While New York State Election Law gives Boards of Elections guidance on canvassing absentee ballots, Lang said the state’s processes are not nearly as robust as in other states. That created challenges this election cycle, when Boards of Elections confronted a volume of absentee ballots that could, in some cases, take three times longer than usual to canvass.
A lack of organization and meticulous processes, Lang said, made the errors on the part of overwhelmed election officials predictable.
Objecting along party lines
After some parts of the state saw high rates of ballot rejection during the primary elections, additional uniform guidance was issued. But campaign representatives for Brindisi and Tenney still challenged hundreds of ballots combined, and doing so, for some, with the intent of disqualifying that ballot.
Grossman said the candidates’ basis for objecting ballots largely falls along party lines.
“The Republican party, for the most part, appears to have tried to prevent qualified voters from casting valid ballots,” Grossman said. “The Democratic party has seemed mostly to have tried to ensure voters are able to cast valid ballots.”
When making their case before the court earlier this month, the Tenney campaign argued that the justice should direct county Boards of Elections to certify their final votes tallies, even with challenged ballots outstanding. Representatives for Brindisi, meanwhile, asked that the court target only certain counties, and order those Boards to correct their errors via a partial recount to quicken the process.
DelConte took issue with both arguments, stating in his decision that the court cannot "place expediency above the Boards' compliance with their statutory duties." Both candidates, he wrote, argued for solutions that would best benefit their campaign, while the court's obligation is to safeguard every voter's ballot.
Several other Republican candidates filed similar lawsuits with ballot challenges, and a rush to certification, at its crux. Upstate Representatives John Katko and Tom Reed both filed lawsuits nearly identical to Tenney’s prior to winning their races. In their respective petition, each requested judicial supervision over potentially challenged ballots.
Designing fair elections
When reforming the state’s election system, Lang said New York legislators should ensure it’s designed to best reflect the will of the voters, and prevent disenfranchisement, at every stage.
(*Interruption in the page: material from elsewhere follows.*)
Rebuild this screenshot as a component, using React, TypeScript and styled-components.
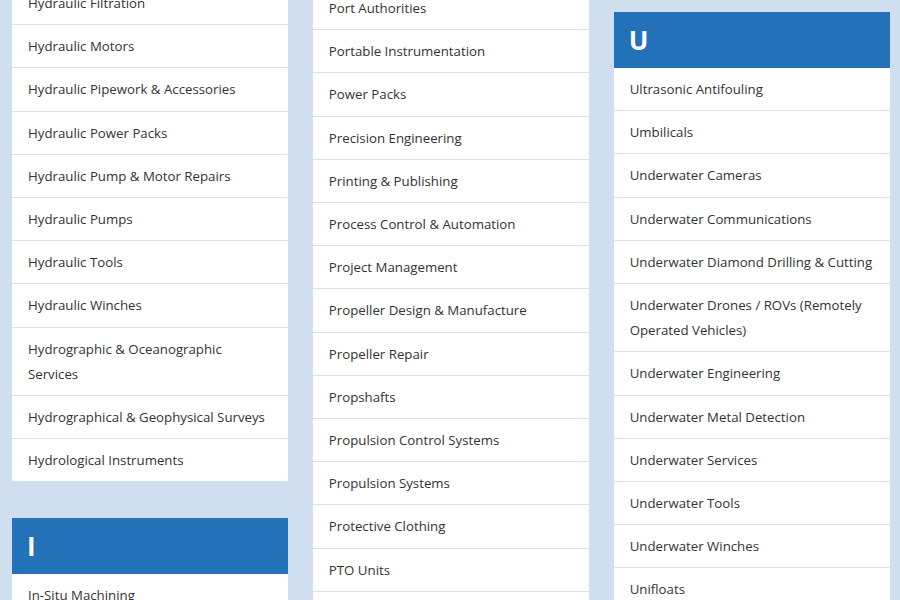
import React from "react";
import styled, { createGlobalStyle } from "styled-components";

const GlobalStyle = createGlobalStyle`
  html, body {
    margin: 0;
    padding: 0;
    background: #cfdff0;
    height: 600px;
    overflow: hidden;
  }
  * {
    box-sizing: border-box;
  }
`;

const Page = styled.div`
  display: grid;
  grid-template-columns: repeat(3, 1fr);
  column-gap: 24.5px;
  padding: 12px 10px 0 12px;
  font-family: "Open Sans", "Noto Sans", sans-serif;
  align-items: start;
`;

const Column = styled.div<{ $offset: number }>`
  display: flex;
  flex-direction: column;
  gap: 37px;
  margin-top: ${(p) => p.$offset}px;
`;

const Card = styled.div`
  background: #ffffff;
  display: flex;
  flex-direction: column;
`;

const Header = styled.div`
  height: 56px;
  background: #2271b9;
  color: #ffffff;
  font-size: 26px;
  font-weight: 700;
  display: flex;
  align-items: center;
  padding: 0 15px;
`;

const Row = styled.div`
  font-size: 13.25px;
  line-height: 25.2px;
  color: #333333;
  padding: 9px 16px 8px 16px;
  border-bottom: 1px solid #d6e3f1;
  &:last-child {
    border-bottom: none;
  }
`;

type Group = { letter?: string; items: string[] };

const columns: { offset: number; groups: Group[] }[] = [
  {
    offset: -30,
    groups: [
      {
        items: [
          "Hydraulic Filtration",
          "Hydraulic Motors",
          "Hydraulic Pipework & Accessories",
          "Hydraulic Power Packs",
          "Hydraulic Pump & Motor Repairs",
          "Hydraulic Pumps",
          "Hydraulic Tools",
          "Hydraulic Winches",
          "Hydrographic & Oceanographic Services",
          "Hydrographical & Geophysical Surveys",
          "Hydrological Instruments",
        ],
      },
      {
        letter: "I",
        items: ["In-Situ Machining", "Inspection Services", "Instrumentation"],
      },
    ],
  },
  {
    offset: -25,
    groups: [
      {
        items: [
          "Port Authorities",
          "Portable Instrumentation",
          "Power Packs",
          "Precision Engineering",
          "Printing & Publishing",
          "Process Control & Automation",
          "Project Management",
          "Propeller Design & Manufacture",
          "Propeller Repair",
          "Propshafts",
          "Propulsion Control Systems",
          "Propulsion Systems",
          "Protective Clothing",
          "PTO Units",
          "Pumps",
        ],
      },
    ],
  },
  {
    offset: 0,
    groups: [
      {
        letter: "U",
        items: [
          "Ultrasonic Antifouling",
          "Umbilicals",
          "Underwater Cameras",
          "Underwater Communications",
          "Underwater Diamond Drilling & Cutting",
          "Underwater Drones / ROVs (Remotely Operated Vehicles)",
          "Underwater Engineering",
          "Underwater Metal Detection",
          "Underwater Services",
          "Underwater Tools",
          "Underwater Winches",
          "Unifloats",
          "Uniforms",
        ],
      },
    ],
  },
];

const App: React.FC = () => {
  return (
    <>
      <GlobalStyle />
      <Page>
        {columns.map((col, ci) => (
          <Column key={ci} $offset={col.offset}>
            {col.groups.map((group, gi) => (
              <Card key={gi}>
                {group.letter ? <Header>{group.letter}</Header> : null}
                {group.items.map((item) => (
                  <Row key={item}>{item}</Row>
                ))}
              </Card>
            ))}
          </Column>
        ))}
      </Page>
    </>
  );
};

export default App;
“When we talk about voting rights, we talk about access—the ability to cast a ballot—but we also talk about the right to have that ballot counted,” Lang said. “Sometimes that gets a little bit lost.”
But Grossman said that fair elections take a lot of time, even without lengthy lawsuits and challenges. That way, election officials can ensure it is done right.
“It's important for people to have patience with election results because making sure results are accurately counted is by far the most important thing,” he said. “Certainly it’s a lot more important than having fast election results.”
The Boards of Elections are expected to finish the recounts by the end of Friday. They will meet with the candidates and DelConte for a virtual meeting that same afternoon.
In an order issued on Wednesday, the justice asked that the Boards have the number of challenged ballots that were corrected or recanvassed, the total number of ballots recanvassed, the total number of challenges and updated vote tallies ready to present to the court Friday.